Bien qu’elle se place sous l’obsession de la négativité, cette peinture aux accents graphiques résisterait mal aux fictions imposées comme celle du pouvoir. Il a beau nous jeter cent couleurs, entre la teinture d’iode et le marc de raison, il n’en obtient pas moins un spectacle qui tourne trop rond, nous figeant dans une play room de grand enfant pour la chance de voir se lever une métaphore ou se déployer des résonances politiques. Le geste de Mejri, s’il évite la grandiloquence, n’en reste pas moins typiquement poseur par le format et pompeux dans la projection, avant de se gâter comme un soufflé mal servi. À ce prix, il lui arrive de flirter sur ce terrain glissant avec une spontanéité expressionniste. Mais Mejri dresse au fond ses toiles comme on met le couvert : sa peinture ne demande qu’à servir le spectaculaire iconoclaste d’un geste habilement masqué. Tant pis ou tant mieux, à vrai dire on ne sait trop. On se dit alors que Mejri a des moyens, et deux mains, mais qu’il lui manque encore une chose : une certaine remise en cause.

Politique ? De la poudre aux yeux

Symptôme d’une logique discursive de l’exposition comme totalité signifiante, States of Exception semble s’être bien appliquée confirmer la règle écrite du genre. Le désir de narration y est besoin de monument bien plus que d’histoire. Les éléments présentés sont reliés à des histoires. Sans doute, cela se passe comme si l’artiste s’allégeait la tâche, à l’image des suspens que ses toiles instillent en leurs formes sans changer tout à fait de coordonnées. Après s’être attelé à déconstruire le corps masculin en s’attaquant aux structures, Mejri donne maintenant l’impression d’un peintre qui se refuse au choix. Cynique, peut-être. Inflexible, à coup sûr. Et comme indifférent. Bien que ses œuvres puissent être lues à la lumière d’une absence de prétention, elles ne dérogent pas à la novlangue malléable et poreuse de l’universel qui n’en relègue pas moins à l’extérieur les particularités et le spectateur. Sa faiblesse, ce n’est pas de peindre un monde socio-politique, mais qu’il le fasse sans la différence qui le fait tel, avec les moyens et subterfuges mêmes de ce qu’il prétend en apparence déconstruire.

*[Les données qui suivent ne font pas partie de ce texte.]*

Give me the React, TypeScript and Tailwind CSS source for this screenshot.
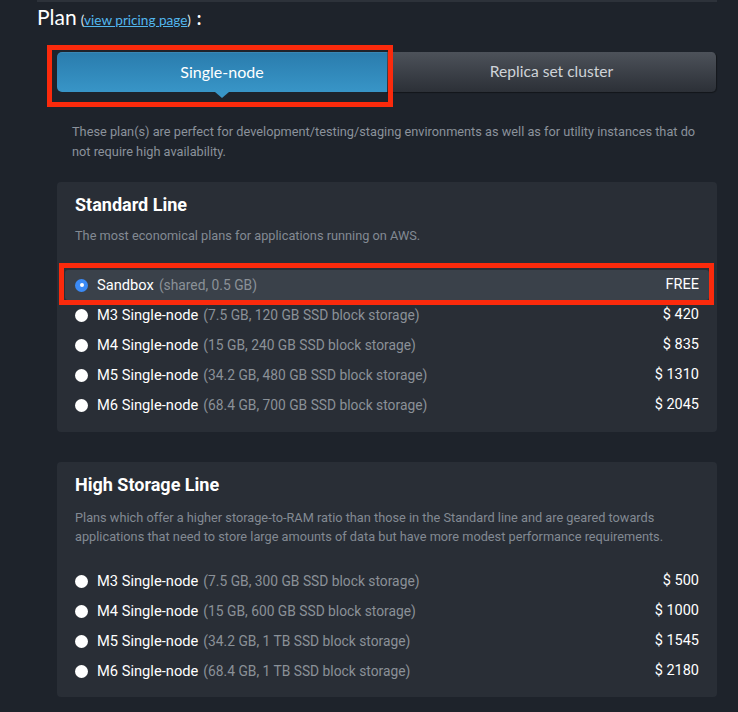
import React from "react";

type Plan = { name: string; detail: string; price: string; selected?: boolean };

const standard: Plan[] = [
  { name: "Sandbox", detail: "(shared, 0.5 GB)", price: "FREE", selected: true },
  { name: "M3 Single-node", detail: "(7.5 GB, 120 GB SSD block storage)", price: "$ 420" },
  { name: "M4 Single-node", detail: "(15 GB, 240 GB SSD block storage)", price: "$ 835" },
  { name: "M5 Single-node", detail: "(34.2 GB, 480 GB SSD block storage)", price: "$ 1310" },
  { name: "M6 Single-node", detail: "(68.4 GB, 700 GB SSD block storage)", price: "$ 2045" },
];

const high: Plan[] = [
  { name: "M3 Single-node", detail: "(7.5 GB, 300 GB SSD block storage)", price: "$ 500" },
  { name: "M4 Single-node", detail: "(15 GB, 600 GB SSD block storage)", price: "$ 1000" },
  { name: "M5 Single-node", detail: "(34.2 GB, 1 TB SSD block storage)", price: "$ 1545" },
  { name: "M6 Single-node", detail: "(68.4 GB, 1 TB SSD block storage)", price: "$ 2180" },
];

function Row({ p }: { p: Plan }) {
  return (
    <div
      className={
        "relative flex items-center h-[30px] pl-[10px] pr-[10px] rounded-[3px] " +
        (p.selected ? "bg-[#3a414a]" : "")
      }
    >
      {p.selected ? (
        <span className="w-[13px] h-[13px] rounded-full bg-[#3b8af5] flex items-center justify-center shrink-0">
          <span className="w-[4px] h-[4px] rounded-full bg-white" />
        </span>
      ) : (
        <span className="w-[13px] h-[13px] rounded-full bg-white shrink-0" />
      )}
      <span className="ml-[9px] text-[14.7px] text-white">{p.name}</span>
      <span className="ml-[5px] text-[13.8px] text-[#8b9198]">{p.detail}</span>
      <span className="ml-auto text-[14.5px] text-white">{p.price}</span>
      {p.selected && (
        <div className="absolute left-[-6px] top-[-7px] w-[655px] h-[42px] border-[5px] border-[#fb2a0c] pointer-events-none" />
      )}
    </div>
  );
}

export default function App() {
  return (
    <div
      className="w-[738px] h-[712px] overflow-hidden bg-[#1e232b]"
      style={{ fontFamily: "Roboto, 'Liberation Sans', sans-serif" }}
    >
      <div className="ml-[37px] w-[680px] h-[2px] bg-[#2d323a]" />
      <div
        className="ml-[37px] mt-[3px] flex items-baseline text-white"
        style={{ fontFamily: "Lato, 'Open Sans', sans-serif" }}
      >
        <span className="text-[21px] leading-[24px]">Plan</span>
        <span className="ml-[4px] text-[13.6px] text-[#dfe3e7]">
          (<span className="text-[#52b6ee] underline">view pricing page</span>)
        </span>
        <span className="ml-[6px] text-[18px] font-bold">:</span>
      </div>

      <div
        className="relative ml-[57px] mt-[20px] w-[660px] h-[40px] flex"
        style={{ fontFamily: "Lato, 'Open Sans', sans-serif" }}
      >
        <div className="relative w-[330px] h-[40px] rounded-l-[5px] bg-gradient-to-b from-[#2a7cad] to-[#3895c7] flex items-center justify-center text-[16px] text-white shadow-[inset_0_1px_0_rgba(255,255,255,0.08)]">
          Single-node
          <span className="absolute left-[158px] bottom-[-6px] w-0 h-0 border-l-[7px] border-r-[7px] border-t-[6px] border-l-transparent border-r-transparent border-t-[#3895c7]" />
        </div>
        <div className="w-[330px] h-[40px] rounded-r-[5px] bg-gradient-to-b from-[#4d525a] to-[#2c3037] flex items-center justify-center text-[15.6px] text-[#cfd3d8] border-r border-[#15181d] shadow-[0_1px_1px_rgba(0,0,0,0.4)]">
          Replica set cluster
        </div>
        <div className="absolute left-[-10px] top-[-7px] w-[346px] h-[62px] border-[5px] border-[#fb2a0c] pointer-events-none z-10" />
      </div>

      <p className="ml-[72px] mt-[30px] w-[640px] text-[12.75px] leading-[20px] text-[#8b929b]">
        These plan(s) are perfect for development/testing/staging environments as well as for utility instances that do not require high availability.
      </p>

      <div className="ml-[57px] mt-[20px] w-[660px] h-[250px] rounded-[4px] bg-[#292e36] px-[8px]">
        <div className="pl-[10px] pt-[11px] text-[18px] leading-[24px] font-bold text-white">Standard Line</div>
        <div className="pl-[10px] mt-[11px] text-[12.75px] leading-[16px] text-[#838a93]">
          The most economical plans for applications running on AWS.
        </div>
        <div className="mt-[26px] flex flex-col">
          {standard.map((p) => (
            <Row key={p.name} p={p} />
          ))}
        </div>
      </div>

      <div className="ml-[57px] mt-[30px] w-[660px] h-[235px] rounded-[4px] bg-[#292e36] px-[8px]">
        <div className="pl-[10px] pt-[11px] text-[18px] leading-[24px] font-bold text-white">High Storage Line</div>
        <div className="pl-[10px] mt-[11px] w-[640px] text-[12.75px] leading-[19px] text-[#838a93]">
          Plans which offer a higher storage-to-RAM ratio than those in the Standard line and are geared towards applications that need to store large amounts of data but have more modest performance requirements.
        </div>
        <div className="mt-[20px] flex flex-col">
          {high.map((p) => (
            <Row key={p.name} p={p} />
          ))}
        </div>
      </div>
    </div>
  );
}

Car s’il y a un sujet dans ces toiles, c’est à la manière d’un chèque en blanc que nous sommes invités à le prendre. Il est difficile de regarder ce monde en face, et Mejri semble avoir trouvé dans l’entropie quelque chose comme l’écrin idéal à ses compositions. Il n’y a qu’à tendre l’œil pour capter ce qui, au milieu des synecdoques visuelles, flottant autour des figures comme des accessoires, n’attend qu’un objet partiel ou un fragment, des jouets, des ampoules ou des armes à feu pour dire le pire. C’est du moins ce que semblent insinuer ces collisions destinées à se muer en empoignades : entre corps et bêtes en mutation, pris dans le filet des outils de surveillance, entre vols d’hélicoptères et tornades de poussière, s’échappent des corps amputées ou accouchant dans le sang des membra disjoncta. Mais Mejri conserve à ce monde ses parures symboliques. Le régime de la représentation demeure sémiotique. Nous en restons aux apprêts allégoriques d’un catalogue offert au regard, et qui le sera davantage à longue échéance. Ce n’était pas gagné.

Et si l’on hésitait encore à cerner la faible portée de States of Exception, il faut préciser que le point de vue curatorial n’échappe pas à ce travers : il aggrave encore son cas en effaçant la peinture au profit du discours. Sans doute, est-il est une tendance fâcheuse, dont la démarche de Mejri n’est qu’un piètre exemple, à vouloir décrasser l’œil en se payant de mots, en s’élevant de métaphore en métaphore à l’intelligence du sujet, pour en compenser la pauvreté formelle. Mais là encore, s’il convoque la politique au service d’intentions explicites, il n’en reste pas moins avare en propositions parlantes. Le texte du commissaire, Mathieu Lelièvre, (qui n’en est pas à son premier coup d’essai avec le travail de Mejri) répond à ces définitions qui font mousser l’intelligence dans des plates généralités. Et s’il y a bien un regard, tout se passe comme si on n’en voyait pas le blanc de l’œil. On se raccroche alors à la virtuosité, faute d’un solide prétexte.